=== WRITTEN PROBLEM ===
Only the pictures are omitted; repeat all other data exactly.

+++ AVAILABLE DATA

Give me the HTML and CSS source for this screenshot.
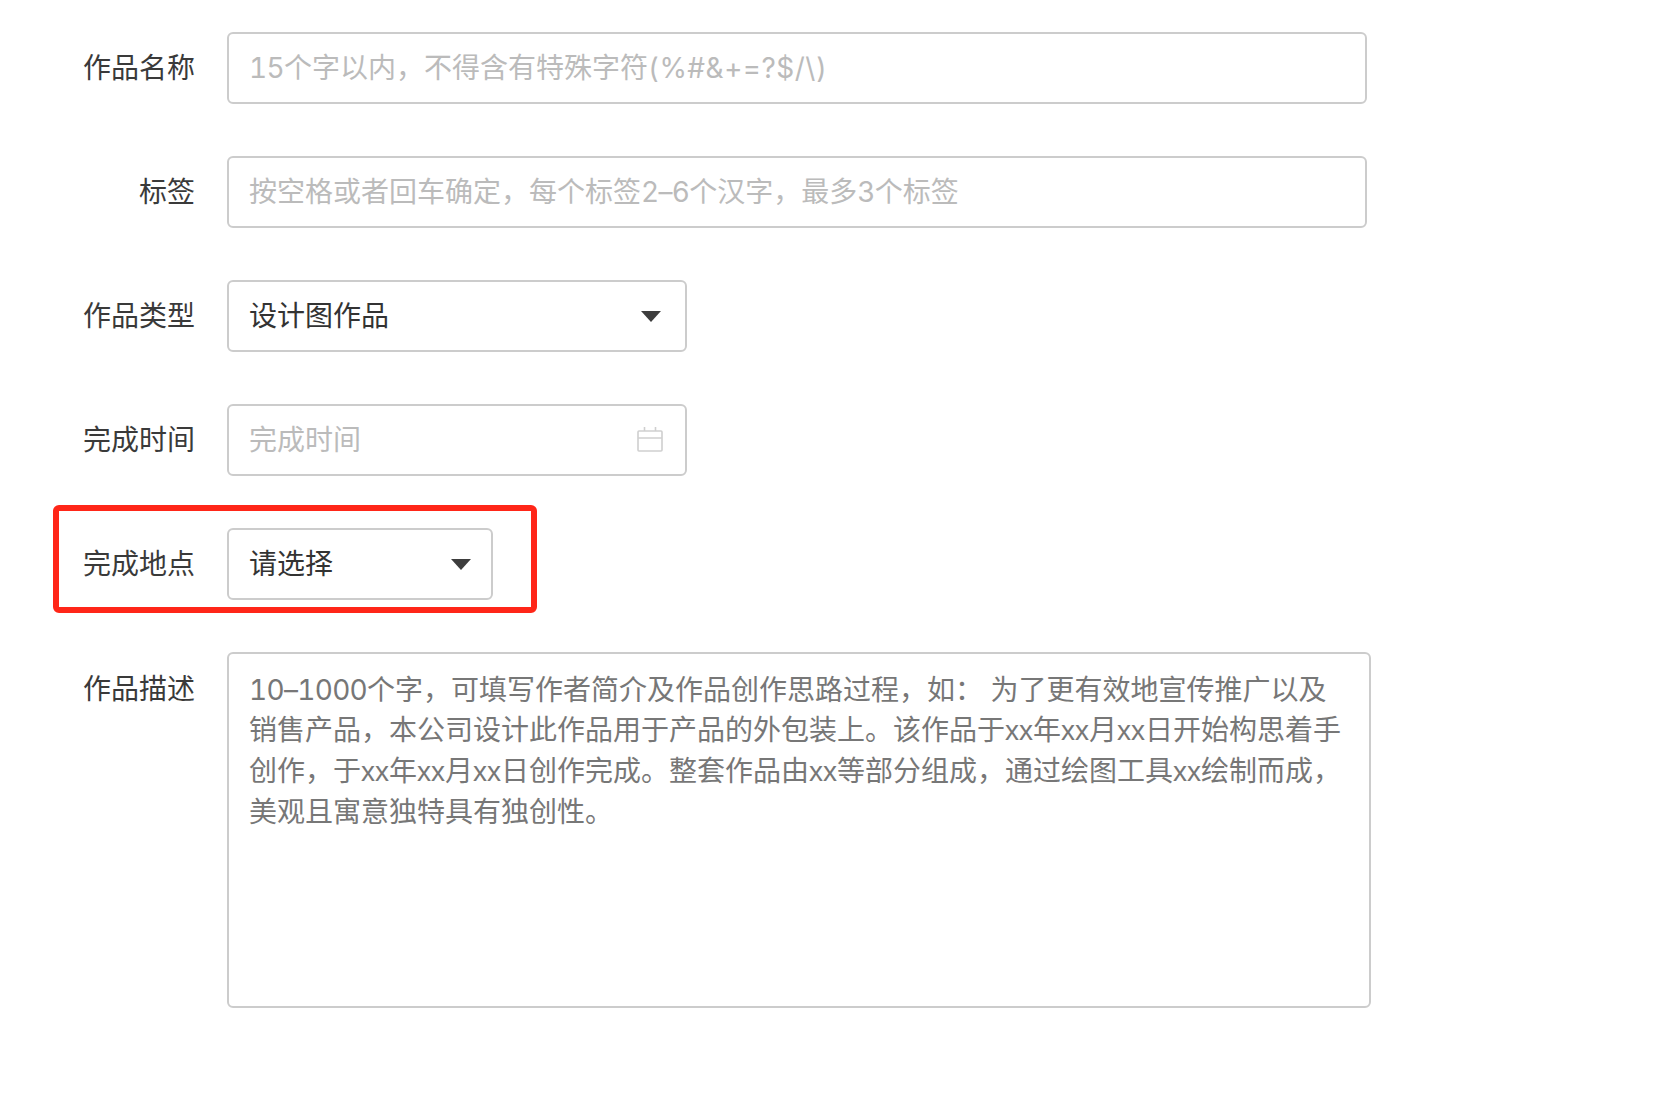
FILE: index.html
```html
<!DOCTYPE html>
<html lang="zh-CN">
<head>
<meta charset="utf-8">
<title>作品信息</title>
<link rel="stylesheet" href="styles.css">
</head>
<body>
<form class="form">
  <div class="row">
    <div class="label">作品名称</div>
    <div class="field field-wide placeholder"><span><span class="num">15</span>个字以内&#xFF0C;不得含有特殊字符<span class="sym">(%#&amp;+=?$/\)</span></span></div>
  </div>
  <div class="row">
    <div class="label">标签</div>
    <div class="field field-wide placeholder"><span>按空格或者回车确定&#xFF0C;每个标签<span class="num">2–6</span>个汉字&#xFF0C;最多<span class="num">3</span>个标签</span></div>
  </div>
  <div class="row">
    <div class="label">作品类型</div>
    <div class="field field-mid">
      <span>设计图作品</span>
      <span class="caret caret-mid"></span>
    </div>
  </div>
  <div class="row">
    <div class="label">完成时间</div>
    <div class="field field-mid placeholder">
      <span>完成时间</span>
      <svg class="cal" width="26" height="26" viewBox="0 0 26 26" fill="none" stroke="#cfcfcf" stroke-width="1.6">
        <rect x="1" y="4" width="24" height="20" rx="1"/>
        <path d="M1 11H25M7.5 0V4M18.5 0V4"/>
      </svg>
    </div>
  </div>
  <div class="row">
    <div class="highlight"></div>
    <div class="label">完成地点</div>
    <div class="field field-small">
      <span>请选择</span>
      <span class="caret caret-small"></span>
    </div>
  </div>
  <div class="row row-top">
    <div class="label label-top">作品描述</div>
    <div class="area"><span class="num">10–1000</span>个字&#xFF0C;可填写作者简介及作品创作思路过程&#xFF0C;如&#xFF1A; 为了更有效地宣传推广以及销售产品&#xFF0C;本公司设计此作品用于产品的外包装上。该作品于<span class="lat">xx</span>年<span class="lat">xx</span>月<span class="lat">xx</span>日开始构思着手创作&#xFF0C;于<span class="lat">xx</span>年<span class="lat">xx</span>月<span class="lat">xx</span>日创作完成。整套作品由<span class="lat">xx</span>等部分组成&#xFF0C;通过绘图工具<span class="lat">xx</span>绘制而成&#xFF0C;美观且寓意独特具有独创性。</div>
  </div>
</form>
</body>
</html>
```

FILE: styles.css
```css
* {
  box-sizing: border-box;
}

html,
body {
  margin: 0;
  background: #ffffff;
}

body {
  font-family: "Inter", "Noto Sans CJK SC", sans-serif;
  font-size: 28px;
  font-variant-numeric: tabular-nums;
  line-height: 40px;
  color: #333333;
}

.num {
  letter-spacing: -0.7px;
}

.sym {
  letter-spacing: 0.5px;
}

.lat {
  font-family: "Liberation Sans", sans-serif;
}

.form {
  display: flex;
  flex-direction: column;
  gap: 52px;
  padding: 32px 0 0 0;
}

.row {
  position: relative;
  display: flex;
  align-items: center;
  gap: 32px;
}

.row-top {
  align-items: flex-start;
}

.label {
  width: 195px;
  text-align: right;
  color: #3a3a3a;
  flex: none;
}

.label-top {
  padding-top: 17px;
}

.field {
  display: flex;
  align-items: center;
  justify-content: space-between;
  height: 72px;
  padding: 0 20px;
  border: 2px solid #cccccc;
  border-radius: 6px;
  background: #ffffff;
  flex: none;
}

.field-wide {
  width: 1140px;
}

.field-mid {
  width: 460px;
}

.field-small {
  width: 266px;
}

.placeholder {
  color: #bbbbbb;
}

.caret {
  width: 0;
  height: 0;
  border-left: 10.5px solid transparent;
  border-right: 10.5px solid transparent;
  border-top: 11px solid #3d3d3d;
}

.caret-mid {
  margin-right: 4px;
}

.caret-small {
  margin-right: 0;
}

.cal {
  margin-right: 2px;
}

.area {
  width: 1144px;
  height: 356px;
  padding: 16px 20px;
  border: 2px solid #cccccc;
  border-radius: 6px;
  color: #777777;
  line-height: 40px;
  flex: none;
}

.highlight {
  position: absolute;
  left: 53px;
  top: -23px;
  width: 484px;
  height: 108px;
  border: 6px solid #ff2618;
  border-radius: 6px;
  pointer-events: none;
}
```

++++++

=== CORRECT ANSWER ===
Give me the HTML and CSS source for this screenshot.
FILE: index.html
```html
<!DOCTYPE html>
<html lang="zh-CN">
<head>
<meta charset="utf-8">
<title>作品信息</title>
<link rel="stylesheet" href="styles.css">
</head>
<body>
<form class="form">
  <div class="row">
    <div class="label">作品名称</div>
    <div class="field field-wide placeholder"><span><span class="num">15</span>个字以内&#xFF0C;不得含有特殊字符<span class="sym">(%#&amp;+=?$/\)</span></span></div>
  </div>
  <div class="row">
    <div class="label">标签</div>
    <div class="field field-wide placeholder"><span>按空格或者回车确定&#xFF0C;每个标签<span class="num">2–6</span>个汉字&#xFF0C;最多<span class="num">3</span>个标签</span></div>
  </div>
  <div class="row">
    <div class="label">作品类型</div>
    <div class="field field-mid">
      <span>设计图作品</span>
      <span class="caret caret-mid"></span>
    </div>
  </div>
  <div class="row">
    <div class="label">完成时间</div>
    <div class="field field-mid placeholder">
      <span>完成时间</span>
      <svg class="cal" width="26" height="26" viewBox="0 0 26 26" fill="none" stroke="#cfcfcf" stroke-width="1.6">
        <rect x="1" y="4" width="24" height="20" rx="1"/>
        <path d="M1 11H25M7.5 0V4M18.5 0V4"/>
      </svg>
    </div>
  </div>
  <div class="row">
    <div class="highlight"></div>
    <div class="label">完成地点</div>
    <div class="field field-small">
      <span>请选择</span>
      <span class="caret caret-small"></span>
    </div>
  </div>
  <div class="row row-top">
    <div class="label label-top">作品描述</div>
    <div class="area"><span class="num">10–1000</span>个字&#xFF0C;可填写作者简介及作品创作思路过程&#xFF0C;如&#xFF1A; 为了更有效地宣传推广以及销售产品&#xFF0C;本公司设计此作品用于产品的外包装上。该作品于<span class="lat">xx</span>年<span class="lat">xx</span>月<span class="lat">xx</span>日开始构思着手创作&#xFF0C;于<span class="lat">xx</span>年<span class="lat">xx</span>月<span class="lat">xx</span>日创作完成。整套作品由<span class="lat">xx</span>等部分组成&#xFF0C;通过绘图工具<span class="lat">xx</span>绘制而成&#xFF0C;美观且寓意独特具有独创性。</div>
  </div>
</form>
</body>
</html>
```

FILE: styles.css
```css
* {
  box-sizing: border-box;
}

html,
body {
  margin: 0;
  background: #ffffff;
}

body {
  font-family: "Inter", "Noto Sans CJK SC", sans-serif;
  font-size: 28px;
  font-variant-numeric: tabular-nums;
  line-height: 40px;
  color: #333333;
}

.num {
  letter-spacing: -0.7px;
}

.sym {
  letter-spacing: 0.5px;
}

.lat {
  font-family: "Liberation Sans", sans-serif;
}

.form {
  display: flex;
  flex-direction: column;
  gap: 52px;
  padding: 32px 0 0 0;
}

.row {
  position: relative;
  display: flex;
  align-items: center;
  gap: 32px;
}

.row-top {
  align-items: flex-start;
}

.label {
  width: 195px;
  text-align: right;
  color: #3a3a3a;
  flex: none;
}

.label-top {
  padding-top: 17px;
}

.field {
  display: flex;
  align-items: center;
  justify-content: space-between;
  height: 72px;
  padding: 0 20px;
  border: 2px solid #cccccc;
  border-radius: 6px;
  background: #ffffff;
  flex: none;
}

.field-wide {
  width: 1140px;
}

.field-mid {
  width: 460px;
}

.field-small {
  width: 266px;
}

.placeholder {
  color: #bbbbbb;
}

.caret {
  width: 0;
  height: 0;
  border-left: 10.5px solid transparent;
  border-right: 10.5px solid transparent;
  border-top: 11px solid #3d3d3d;
}

.caret-mid {
  margin-right: 4px;
}

.caret-small {
  margin-right: 0;
}

.cal {
  margin-right: 2px;
}

.area {
  width: 1144px;
  height: 356px;
  padding: 16px 20px;
  border: 2px solid #cccccc;
  border-radius: 6px;
  color: #777777;
  line-height: 40px;
  flex: none;
}

.highlight {
  position: absolute;
  left: 53px;
  top: -23px;
  width: 484px;
  height: 108px;
  border: 6px solid #ff2618;
  border-radius: 6px;
  pointer-events: none;
}
```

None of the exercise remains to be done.